‘Victim’s hand, leg chopped off’: SC holds compromise only can’t change sentence

The Supreme Court on Monday said that a compromise reached between the victim and convict cannot be the solitary basis to mould a sentence, as it emphasised that giving punishment to the wrongdoer is the heart of the criminal delivery system.

A bench of Justices Ajay Rastogi and Abhay S. Oka said: “The compromise cannot be taken to be a solitary basis until the other aggravating and mitigating factors also support and are favourable to the accused for moulding the sentence which always has to be examined in the facts and circumstances of the case on hand.”

The court’s stand came as it dismissed a plea filed by Bhagwan Narayan Gaikwad challenging the Bombay High Court’s order, sentencing him five years in jail and to pay Rs two lakh compensation to the victim whose leg and hand were chopped off by him along with others on December 13, 1993.
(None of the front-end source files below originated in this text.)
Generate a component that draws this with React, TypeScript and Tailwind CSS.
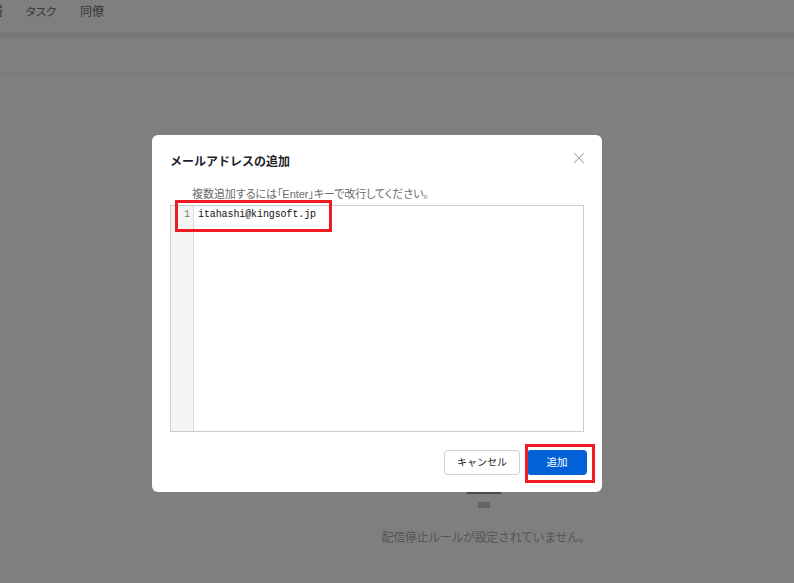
import React from 'react';
import { X } from 'lucide-react';

const FONT = "font-['Liberation_Sans','Noto_Sans_CJK_JP',sans-serif]";

const App: React.FC = () => {
  return (
    <div className={`relative w-[794px] h-[583px] overflow-hidden bg-white ${FONT}`}>
      {/* page behind the dialog */}
      <header className="h-[32px] flex items-start pt-[3px] text-[12px] leading-[18px] text-[#6f6f6f]">
        <span className="w-[3px] overflow-hidden whitespace-nowrap flex justify-end">
          <span className="shrink-0">署</span>
        </span>
        <span className="ml-[22px] text-[11.5px] tracking-[-1.2px]">タスク</span>
        <span className="ml-[24px]">同僚</span>
      </header>
      <div className="h-[6px] bg-[#f1f1f1]" />
      <div className="h-[36px] border-b border-[#f0f0f0]" />
      <div className="flex flex-col items-center pt-[418px] pl-[173px]">
        <div className="w-[34px] h-[2px] bg-[#8f949c]" />
        <div className="w-[12px] h-[6px] mt-[8px] bg-[#c4c8ce]" />
        <p className="mt-[21px] ml-[5px] text-[12px] tracking-[-0.35px] text-[#a8acb3]">配信停止ルールが設定されていません。</p>
      </div>

      {/* mask + dialog */}
      <div className="absolute inset-0 bg-black/50 pl-[152px] pt-[135px]">
        <div className="relative w-[450px] h-[357px] bg-white rounded-[6px] px-[18px] flex flex-col">
          <h2 className="mt-[18px] text-[12px] leading-[18px] font-bold text-[#1f1f2b]">メールアドレスの追加</h2>
          <button className="absolute top-[14px] right-[14px] text-[#a0a0a0]">
            <X size={18} strokeWidth={1.4} />
          </button>
          <p className="mt-[16px] pl-[22px] text-[11px] tracking-[-0.06px] leading-[14px] text-[#6b6b6b] [font-feature-settings:'palt']">
            複数追加するには「Enter」キーで改行してください。
          </p>
          <div className="mt-[4px] h-[227px] w-[414px] flex border border-[#cccccc]">
            <div className="w-[23px] bg-[#f5f5f5] border-r border-[#dddddd] pt-[2px] pr-[3px] text-right font-['Liberation_Mono',monospace] text-[10px] leading-[13px] text-[#777777]">
              1
            </div>
            <div className="pl-[4px] pt-[2px] font-['Liberation_Mono',monospace] text-[10px] tracking-[-0.1px] leading-[13px] text-[#111111]">
              itahashi@kingsoft.jp
            </div>
          </div>
          <div className="mt-[18px] -mr-[3px] flex justify-end gap-[7px]">
            <button className="w-[76px] h-[25px] rounded-[4px] border border-[#d0d0d0] bg-white text-[10px] text-[#222222]">キャンセル</button>
            <button className="w-[60px] h-[25px] rounded-[4px] bg-[#0062d6] text-[10.5px] text-white">追加</button>
          </div>
        </div>
      </div>

      {/* red annotations */}
      <div className="absolute left-[175px] top-[200px] w-[157px] h-[32px] border-[3px] border-[#ed1c24]" />
      <div className="absolute left-[525px] top-[444px] w-[70px] h-[39px] border-[3px] border-[#ed1c24]" />
    </div>
  );
};

export default App;
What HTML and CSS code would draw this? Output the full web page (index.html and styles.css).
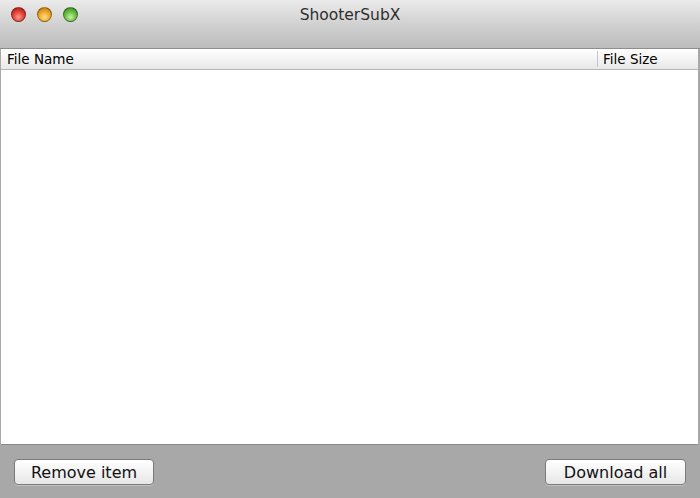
FILE: index.html
```html
<!DOCTYPE html>
<html>
<head>
<meta charset="utf-8">
<link rel="stylesheet" href="styles.css">
</head>
<body>
<div class="window">
  <div class="titlebar">
    <div class="lights">
      <span class="light red"></span>
      <span class="light yellow"></span>
      <span class="light green"></span>
    </div>
    <div class="title">ShooterSubX</div>
  </div>
  <div class="table">
    <div class="thead">
      <div class="th name">File Name</div>
      <div class="th size">File Size</div>
    </div>
    <div class="tbody"></div>
  </div>
  <div class="bottombar">
    <button class="btn">Remove item</button>
    <button class="btn">Download all</button>
  </div>
</div>
</body>
</html>
```

FILE: styles.css
```css
* { box-sizing: border-box; }
html, body { margin: 0; padding: 0; }
body {
  width: 700px;
  height: 498px;
  overflow: hidden;
  font-family: "DejaVu Sans", "Liberation Sans", sans-serif;
  background: #a9a9a9;
}
.window {
  display: flex;
  flex-direction: column;
  width: 700px;
  height: 498px;
  background: #a8a8a8;
}
.titlebar {
  position: relative;
  height: 49px;
  flex: none;
  background: linear-gradient(#ebebeb, #d6d6d6 40%, #bcbcbc);
  border-bottom: 1px solid #8e8e8e;
}
.lights {
  display: flex;
  gap: 11px;
  padding: 7px 0 0 11px;
}
.light {
  width: 15px;
  height: 15px;
  border-radius: 50%;
  border: 1px solid rgba(0,0,0,0.35);
}
.red { background: radial-gradient(circle at 50% 70%, #ff9b8f, #e5463b 45%, #a5140e 100%); }
.yellow { background: radial-gradient(circle at 50% 70%, #ffe08a, #f2a930 45%, #b3720a 100%); }
.green { background: radial-gradient(circle at 50% 70%, #c7f29a, #6fc349 45%, #2f7d17 100%); }
.title {
  position: absolute;
  left: 0;
  right: 0;
  top: 6px;
  text-align: center;
  font-size: 15.5px;
  color: #2e2e2e;
}
.table {
  flex: none;
  height: 396px;
  margin: 0 2px 0 1px;
  background: #fff;
  display: flex;
  flex-direction: column;
  border-bottom: 1px solid #8a8a8a;
}
.thead {
  display: flex;
  height: 21px;
  flex: none;
  background: linear-gradient(#ffffff, #f4f4f4 50%, #e8e8e8);
  border-bottom: 1px solid #b5b5b5;
  font-size: 13.5px;
  color: #000;
}
.th {
  display: flex;
  align-items: center;
  padding-left: 6px;
}
.name { flex: 1; }
.size {
  width: 101px;
  margin: 2px 0;
  border-left: 1px solid #c4c4c4;
  padding-left: 5px;
}
.tbody { flex: 1; }
.bottombar {
  flex: 1;
  display: flex;
  justify-content: space-between;
  align-items: flex-start;
  padding: 14px 14px 0 14px;
  background: #a8a8a8;
}
.btn {
  height: 26px;
  width: 140px;
  font-family: "DejaVu Sans", "Liberation Sans", sans-serif;
  font-size: 16px;
  color: #111;
  background: linear-gradient(#ffffff, #f3f3f3 50%, #e6e6e6);
  border: 1px solid #7b7b7b;
  border-radius: 4px;
  padding: 0;
  box-shadow: 0 1px 0 rgba(255,255,255,0.3);
}
.btn + .btn { width: 141px; }
```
The bench noted that it was not satisfied with the kind of compromise which has now been obtained and placed on record after 28 years of the incident. “This court cannot be oblivious of the sufferings which the victim has suffered for such a long time and being crippled for life,” it noted.

It further added that the victim, pursuing his daily chores with a prosthetic arm and leg, has lost his vital organs of his body and become permanently disabled, and such act of the appellant is unpardonable.

Gaikwad, represented by senior advocate Mahesh Jethmalani, contended that he is now 65 years old and had attacked the victim due to misunderstanding and on the spur of moment.

He further added that the relationship between them has become cordial and all grudges have disappeared over time. However, the bench noted, “giving punishment to the wrongdoer is the heart of the criminal delivery system”.

The petitioner contended sentencing him to five-year jail would be unjustified. Similarly, the victim’s counsel urged the court to compound the offence and release the convict by reducing his sentence to the five months of jail, which he had already undergone.

The bench noted that compromise, if entered at the later stage of the incident or even after conviction, can indeed be one of the factors in interfering the sentence to avoid bitterness in the families of the accused and the victim. However, it added compromise cannot be taken to be a solitary basis.

“In totality of the facts and circumstances of the case, we are not inclined to give any benefit of the alleged compromise dated July 13, 2021 for interfering in the sentence awarded by the High Court in the impugned judgment which at least does not call for interference of this court,” it said.